I have come across this verse four times in a week so I am getting the feeling that the Lord wants my attention. There are so many things that compete for our attention. The home, the kids, work, our health, keeping the car tuned up, relationships and of course, the things that entertain us. If we continue to just try to stay afloat without thinking or praying, we find ourselves surviving instead of thriving. It is so easy to not get rid of bad habits because we at least know what to expect and what to do. When God starts helping us to focus on something better and healthier, we are at a loss for awhile on how to live with the change. That’s why it is so much easier to look back.

The Israelites really struggled with this when leaving Egypt. They struggled with looking back so much that they never made it forward. All they could think about was the comparison between the luxuries in Egypt with the barrenness of the desert. Even though God completely provided miracles for them and freed them from the cruelty of slavery, they could not stop thinking of the comforts of their bad lifestyle over the freedom of their new lifestyle. And they never learned to work it out with the Lord. They just complained about it. As much as we hate to admit it, we struggle with the same things at times.
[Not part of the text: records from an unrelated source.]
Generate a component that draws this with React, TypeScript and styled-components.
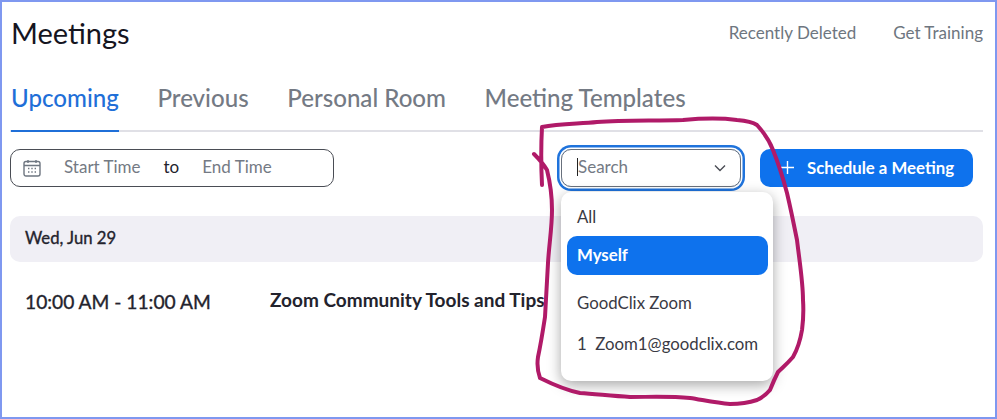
import React, { FC } from 'react';
import styled, { createGlobalStyle } from 'styled-components';

const GlobalStyle = createGlobalStyle`
  html, body { margin: 0; padding: 0; background: #fff; }
  body { font-family: Lato, "Open Sans", sans-serif; }
`;

const Frame = styled.div`
  position: relative;
  box-sizing: border-box;
  width: 997px;
  height: 419px;
  overflow: hidden;
  border: 2px solid #7f98f0;
  background: #fff;
  padding: 0 12px 0 8px;
`;

const Header = styled.div`
  display: flex;
  align-items: center;
  justify-content: space-between;
  height: 62px;
  padding: 0 0 2px 1px;
  box-sizing: border-box;
`;

const Title = styled.h1`
  margin: 0;
  font-size: 29px;
  font-weight: 400;
  color: #15151f;
`;

const HeaderLinks = styled.div`
  display: flex;
  gap: 37px;
  font-size: 17px;
  color: #6e7680;
`;

const Tabs = styled.div`
  display: flex;
  gap: 38.6px;
  height: 66px;
  border-bottom: 2px solid #e0e0e6;
  padding-left: 1px;
  margin-bottom: 17px;
`;

const Tab = styled.div<{ $active?: boolean }>`
  box-sizing: border-box;
  height: 68px;
  padding-top: 19px;
  font-size: 24.1px;
  font-weight: 500;
  color: ${({ $active }) => ($active ? '#1f6fd8' : '#747a84')};
  border-bottom: ${({ $active }) => ($active ? '2px solid #1f6fd8' : 'none')};
`;

const Toolbar = styled.div`
  display: flex;
  align-items: center;
  height: 38px;
`;

const DateRange = styled.div`
  box-sizing: border-box;
  display: flex;
  align-items: center;
  width: 324px;
  height: 38px;
  border: 1px solid #4a4d55;
  border-radius: 10px;
  padding: 0 0 1px 12px;
  font-size: 17px;
  color: #747a84;
`;

const DateText = styled.span<{ $first?: boolean }>`
  margin-left: ${({ $first }) => ($first ? '23px' : '0')};
  margin-top: -2px;
`;

const To = styled.span`
  margin: -2px 23px 0;
  color: #23232d;
`;

const SearchBox = styled.div`
  box-sizing: border-box;
  display: flex;
  align-items: center;
  justify-content: space-between;
  width: 180px;
  height: 38px;
  margin-left: 227px;
  padding: 0 14px 0 15px;
  border: 1px solid #68707c;
  border-radius: 10px;
  box-shadow: 0 0 0 1.5px #fff, 0 0 0 4px #1f73dc;
  font-size: 17px;
  color: #747a84;
`;

const SearchText = styled.span`
  margin-top: -2px;
  border-left: 1px solid #222;
  line-height: 18px;
`;

const ScheduleButton = styled.div`
  box-sizing: border-box;
  display: flex;
  align-items: center;
  justify-content: center;
  gap: 13px;
  width: 213px;
  height: 38px;
  margin-left: 19px;
  padding: 0 0 2px 2px;
  border-radius: 10px;
  background: #0e72ed;
  color: #fff;
  font-size: 16.8px;
  font-weight: 700;
`;

const DayBar = styled.div`
  box-sizing: border-box;
  display: flex;
  align-items: center;
  height: 46px;
  margin-top: 29px;
  padding: 0 0 2px 15px;
  border-radius: 10px;
  background: #f0eff5;
  font-size: 16.7px;
  font-weight: 400;
  -webkit-text-stroke: 0.35px #23232d;
  color: #23232d;
`;

const MeetingRow = styled.div`
  display: flex;
  align-items: center;
  height: 78px;
  padding-left: 15px;
  color: #23232d;
`;

const MeetingTime = styled.div`
  width: 245px;
  font-size: 19.2px;
  font-weight: 400;
  -webkit-text-stroke: 0.35px #23232d;
`;

const MeetingName = styled.div`
  margin-top: -3px;
  font-size: 19px;
  font-weight: 700;
`;

const Menu = styled.div`
  position: absolute;
  left: 559px;
  top: 190px;
  box-sizing: border-box;
  width: 212px;
  height: 189px;
  padding: 6px 5px 6px 6px;
  border-radius: 10px;
  background: #fff;
  box-shadow: 0 4px 14px rgba(0, 0, 0, 0.35);
`;

const MenuItem = styled.div<{ $selected?: boolean; $h: number }>`
  display: flex;
  align-items: center;
  height: ${({ $h }) => $h}px;
  padding: 0 0 2px 10px;
  border-radius: 10px;
  box-sizing: border-box;
  font-size: 16.8px;
  font-weight: ${({ $selected }) => ($selected ? 700 : 400)};
  color: ${({ $selected }) => ($selected ? '#fff' : '#3a3a44')};
  background: ${({ $selected }) => ($selected ? '#0e72ed' : 'transparent')};
`;

const InkLayer = styled.svg`
  position: absolute;
  left: -2px;
  top: -2px;
  pointer-events: none;
`;

const CalendarIcon: FC = () => (
  <svg width="18" height="18" viewBox="0 0 18 18" fill="none" stroke="#6e7680" strokeWidth="1.4">
    <rect x="1" y="2.5" width="16" height="14.5" rx="2" />
    <path d="M1 6.5h16M5 1v3M13 1v3" />
    <path d="M5 9.5h1.4M8.3 9.5h1.4M11.6 9.5h1.4M5 13h1.4M8.3 13h1.4M11.6 13h1.4" strokeWidth="1.6" />
  </svg>
);

const Chevron: FC = () => (
  <svg width="12" height="8" viewBox="0 0 12 8" fill="none" stroke="#4a4d55" strokeWidth="1.4">
    <path d="M1 1.5l5 5 5-5" />
  </svg>
);

const Plus: FC = () => (
  <svg width="13" height="13" viewBox="0 0 13 13" fill="none" stroke="#fff" strokeWidth="1.4">
    <path d="M6.5 0v13M0 6.5h13" />
  </svg>
);

// the hand drawn loop round the dropdown
const Ink: FC = () => (
  <InkLayer width="997" height="419" viewBox="0 0 997 419" fill="none" stroke="#b01a68" strokeWidth="4" strokeLinecap="round" strokeLinejoin="round">
    <path d="M542 185C541 165 541 145 542 127C560 123 580 124 597 122C625 120 655 121 683 120C705 118 722 118 737 120C748 121 754 123 757 125C766 135 770 142 773 150C779 165 783 178 787 193C791 210 794 225 797 240C800 265 803 283 803 300C804 315 803 322 802 330C800 342 797 350 793 357C787 364 783 367 778 372C774 380 772 385 770 390C765 396 761 398 757 400C748 403 739 404 730 404C716 403 703 400 690 398C670 396 650 397 630 397C612 396 596 394 580 393C565 390 552 384 540 378C537 370 537 364 538 357C541 343 543 330 545 317C546 298 547 280 548 263C549 245 552 228 552 210C552 195 550 182 547 170C544 165 539 159 534 154" />
  </InkLayer>
);

const App: FC = () => (
  <>
    <GlobalStyle />
    <Frame>
      <Header>
        <Title>Meetings</Title>
        <HeaderLinks>
          <span>Recently Deleted</span>
          <span>Get Training</span>
        </HeaderLinks>
      </Header>
      <Tabs>
        <Tab $active>Upcoming</Tab>
        <Tab>Previous</Tab>
        <Tab>Personal Room</Tab>
        <Tab>Meeting Templates</Tab>
      </Tabs>
      <Toolbar>
        <DateRange>
          <CalendarIcon />
          <DateText $first>Start Time</DateText>
          <To>to</To>
          <DateText>End Time</DateText>
        </DateRange>
        <SearchBox>
          <SearchText>Search</SearchText>
          <Chevron />
        </SearchBox>
        <ScheduleButton>
          <Plus />
          Schedule a Meeting
        </ScheduleButton>
      </Toolbar>
      <DayBar>Wed, Jun 29</DayBar>
      <MeetingRow>
        <MeetingTime>10:00 AM - 11:00 AM</MeetingTime>
        <MeetingName>Zoom Community Tools and Tips</MeetingName>
      </MeetingRow>
      <Menu>
        <MenuItem $h={38}>All</MenuItem>
        <MenuItem $selected $h={39}>Myself</MenuItem>
        <MenuItem $h={56}>GoodClix Zoom</MenuItem>
        <MenuItem $h={27}>1&nbsp;&nbsp;Zoom1@goodclix.com</MenuItem>
      </Menu>
      <Ink />
    </Frame>
  </>
);

export default App;
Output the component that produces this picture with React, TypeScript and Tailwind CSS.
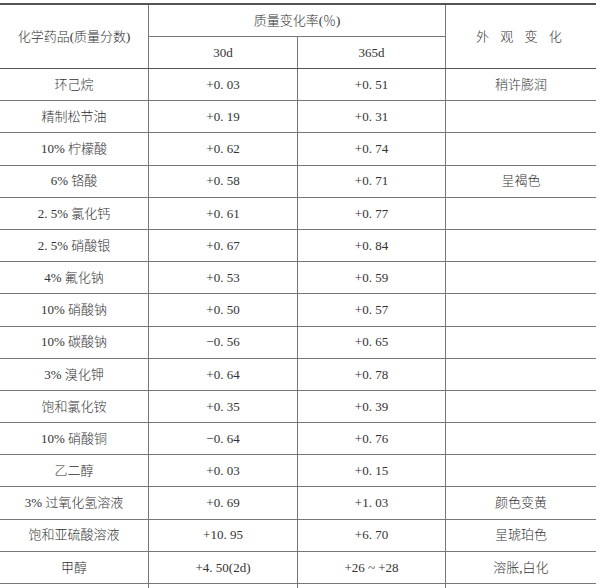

If we really think about it, life was not better before we became a Christian. The difference is that we didn’t have anyone to blame our issues on then, but now we can blame them on God. How silly but how true! Life is so much better knowing the Lord. We have the power of prayer, the indwelling Holy Spirit, the promises of hope for an everlasting life. We have fellowship with Him, and we should have a great attitude. But we need to learn how to put the Lord first in everything and have Him lead us, instead of figuring out our own needs and asking the Lord to meet them. By giving our lives to Jesus, we should never look back. There is nothing back there worth living for any way. If you are struggling with bringing the past into the future, ask the Lord to help you become more fit for the kingdom of God. Confess that sin and ask the Lord to help you open your heart to receive all He has for you. Then move forward in His Name!